Kanwal, Gurmeet

Abstract

China, already the largest power in Asia, is gradually emerging as a major global power and will acquire formidable economic and military capabilities in the first few decades of the 21st century. Its growing economy is expected to overtake the US economy between 2020 and 2050. Its strategy of “four modernisations”, formally adopted in 1978, is bearing fruit and is leading to fairly rapid, though regionally skewed, development and modernisation, including of the armed forces. In recent years, the Chinese have stressed the need for “comprehensive national strength” in determining the country’s role in international affairs. The Chinese concept of national defence is no longer limited merely to the defence of territory but has been expanded to include the seaboard and outer space. The erstwhile strategy of coastal defence has been converted to a strategy of “Oceanic Offensive”. The emphasis on bolstering naval and air forces stems from a desire to project power well away from China’s shores.

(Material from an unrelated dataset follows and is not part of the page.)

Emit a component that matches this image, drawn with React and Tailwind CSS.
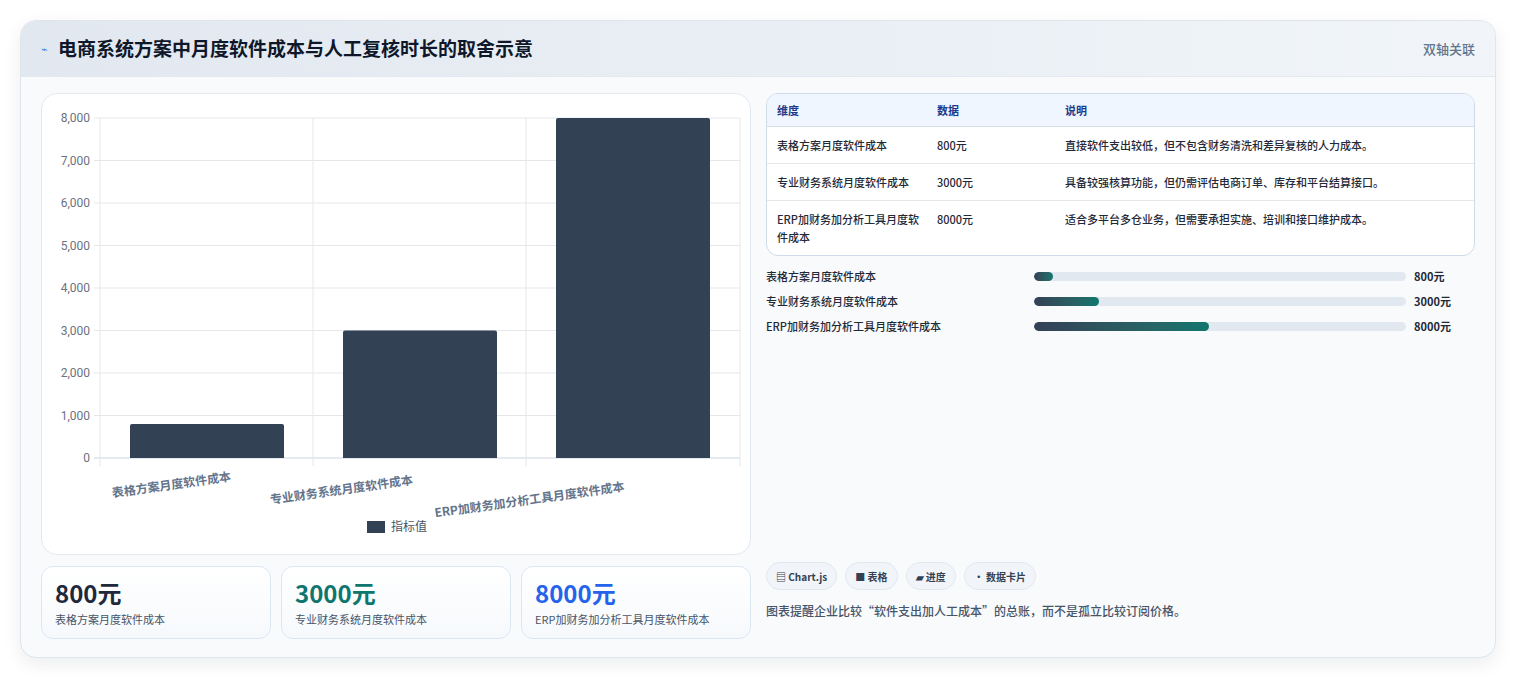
import React from "react";

const F = { fontFamily: '"Noto Sans CJK SC","Noto Sans",sans-serif' };

function Chart() {
  const x0 = 58, x1 = 698, yTop = 24, yBot = 364;
  const sy = (v) => yBot - (v / 8000) * (yBot - yTop);
  const ticks = [0, 1000, 2000, 3000, 4000, 5000, 6000, 7000, 8000];
  const bars = [
    { l: 88, v: 800, t: "表格方案月度软件成本", lx: 130, ly: 395 },
    { l: 301, v: 3000, t: "专业财务系统月度软件成本", lx: 300, ly: 400 },
    { l: 514, v: 8000, t: "ERP加财务加分析工具月度软件成本", lx: 488, ly: 410 },
  ];
  return (
    <svg width="710" height="462" style={F}>
      {ticks.map((t) => (
        <g key={t}>
          <line x1={x0 - 6} x2={x1} y1={sy(t)} y2={sy(t)} stroke={t === 0 ? "#cbd5e1" : "#e5e7eb"} />
          <text x={x0 - 10} y={sy(t) + 4} textAnchor="end" fontSize="12" fill="#6b7280" fontFamily="Roboto,sans-serif">
            {t.toLocaleString("en-US")}
          </text>
        </g>
      ))}
      {[58, 271, 484, 698].map((x) => (
        <line key={x} x1={x} x2={x} y1={yTop} y2={yBot + 8} stroke="#e5e7eb" />
      ))}
      {bars.map((b) => (
        <g key={b.t}>
          <path d={`M${b.l} ${yBot} V${sy(b.v) + 2} Q${b.l} ${sy(b.v)} ${b.l + 2} ${sy(b.v)} H${b.l + 152} Q${b.l + 154} ${sy(b.v)} ${b.l + 154} ${sy(b.v) + 2} V${yBot} Z`} fill="#334155" />
          <text x={b.lx} y={b.ly} textAnchor="middle" fontSize="12" fontWeight="600" fill="#64748b" transform={`rotate(-8 ${b.lx} ${b.ly})`}>
            {b.t}
          </text>
        </g>
      ))}
      <rect x="325" y="427" width="18" height="12" fill="#334155" />
      <text x="349" y="437" fontSize="12" fill="#4b5563">指标值</text>
    </svg>
  );
}

export default function App() {
  const rows = [
    ["表格方案月度软件成本", "800元", "直接软件支出较低，但不包含财务清洗和差异复核的人力成本。"],
    ["专业财务系统月度软件成本", "3000元", "具备较强核算功能，但仍需评估电商订单、库存和平台结算接口。"],
    ["ERP加财务加分析工具月度软件成本", "8000元", "适合多平台多仓业务，但需要承担实施、培训和接口维护成本。"],
  ];
  const prog = [
    ["表格方案月度软件成本", "800元", 5],
    ["专业财务系统月度软件成本", "3000元", 17.5],
    ["ERP加财务加分析工具月度软件成本", "8000元", 47],
  ];
  return (
    <div className="w-[1516px] h-[678px] bg-white pt-5 px-5" style={F}>
      <div className="h-[638px] rounded-2xl border border-[#dfe5ee] bg-[#f8fafc] shadow-[0_6px_18px_rgba(15,23,42,0.08)] overflow-hidden">
        <div className="h-[56px] flex items-center justify-between px-5 bg-gradient-to-r from-[#e2e8f0] to-[#f1f5f9] border-b border-[#e2e8f0]">
          <div className="flex items-center gap-2.5">
            <span className="text-[#3b82f6] text-[11px]">⌁</span>
            <span className="text-[19px] font-bold text-[#0f172a]">电商系统方案中月度软件成本与人工复核时长的取舍示意</span>
          </div>
          <span className="text-[13px] text-[#64748b] font-medium">双轴关联</span>
        </div>
        <div className="flex gap-[15px] px-5 pt-4">
          <div className="w-[710px] flex flex-col gap-[11px]">
            <div className="h-[462px] rounded-2xl border border-[#e2e8f0] bg-white"><Chart /></div>
            <div className="grid grid-cols-3 gap-[10px]">
              {[["800元", "text-[#1e293b]", "表格方案月度软件成本"], ["3000元", "text-[#0f766e]", "专业财务系统月度软件成本"], ["8000元", "text-[#2563eb]", "ERP加财务加分析工具月度软件成本"]].map(([v, c, l]) => (
                <div key={v} className="h-[73px] rounded-xl border border-[#dbe7f3] bg-gradient-to-b from-white to-[#f6f9fc] px-[13px] pt-[10px]">
                  <div className={`text-[24px] font-bold leading-[32px] ${c}`}>{v}</div>
                  <div className="text-[11px] text-[#475569] mt-[2px]">{l}</div>
                </div>
              ))}
            </div>
          </div>
          <div className="flex-1 flex flex-col">
            <div className="rounded-xl border border-[#cfdbe8] bg-white overflow-hidden text-[11px]">
              <div className="flex h-[33px] items-center bg-[#eff6ff] border-b border-[#d6e0ea] font-bold text-[#1e3a8a]">
                <div className="w-[170px] pl-[10px]">维度</div><div className="w-[128px]">数据</div><div>说明</div>
              </div>
              {rows.map((r, i) => (
                <div key={i} className={`flex py-[9px] text-[#1f2937] font-medium leading-[18px] ${i < 2 ? "border-b border-[#e5e7eb]" : ""}`}>
                  <div className="w-[170px] pl-[10px] pr-3">{r[0]}</div><div className="w-[128px]">{r[1]}</div><div>{r[2]}</div>
                </div>
              ))}
            </div>
            <div className="mt-[11px] flex flex-col gap-[7px] text-[11px] font-medium text-[#1f2937]">
              {prog.map(([l, v, p]) => (
                <div key={l} className="flex items-center h-[18px]">
                  <div className="w-[268px]">{l}</div>
                  <div className="w-[372px] h-[9px] rounded-full bg-[#e2e8f0] overflow-hidden">
                    <div className="h-full rounded-full bg-gradient-to-r from-[#334155] to-[#0f766e]" style={{ width: p + "%" }} />
                  </div>
                  <div className="ml-2 font-bold">{v}</div>
                </div>
              ))}
            </div>
            <div className="mt-auto mb-[19px]">
              <div className="flex gap-2 text-[10px] font-bold text-[#334155]">
                {["▤ Chart.js", "■ 表格", "▰ 进度", "• 数据卡片"].map((c) => (
                  <span key={c} className="h-[28px] px-[9px] flex items-center rounded-full border border-[#e2e8f0] bg-[#f1f5f9]">{c}</span>
                ))}
              </div>
              <div className="mt-[12px] text-[12px] text-[#475569] font-medium">图表提醒企业比较“软件支出加人工成本”的总账，而不是孤立比较订阅价格。</div>
            </div>
          </div>
        </div>
      </div>
    </div>
  );
}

Russia and China have recently entered into a new strategic partnership for peace, ending three decades of bitterness and distrust fostered by ideological confrontation and the Sino-Soviet border war. While Russia advocates a new multi-polar world order based on a Russia-China-India triangle for peace and stability in the Asia-Pacific region and to counter United States (US) domination of the emerging world order, the Chinese view is that only the US, Russia and China are real global powers and that in the Asia-Pacific region, security and stability should be based on a China-India-Japan triangle [1]. Exhibiting Russian determination to play a greater geo-strategic role and to counter what it perceives as increasing US hegemony, the then Russian Prime Minister, Mr Yevgeny Primakov had offered to form a “strategic triangle” along with India and China during his talks with the Indian Prime Minister at New Delhi in December 1998. While India responded in a luke warm manner to the proposal, China dismissed it out of hand [2]. However, the US-led NATO offensive in Yugoslavia in 1999 and the adoption by NATO of a new doctrine emphasising ‘out of area’ intervention, have resulted in the renewal of thinking about a Russia-China-India triangle as a counterweight to the US and NATO.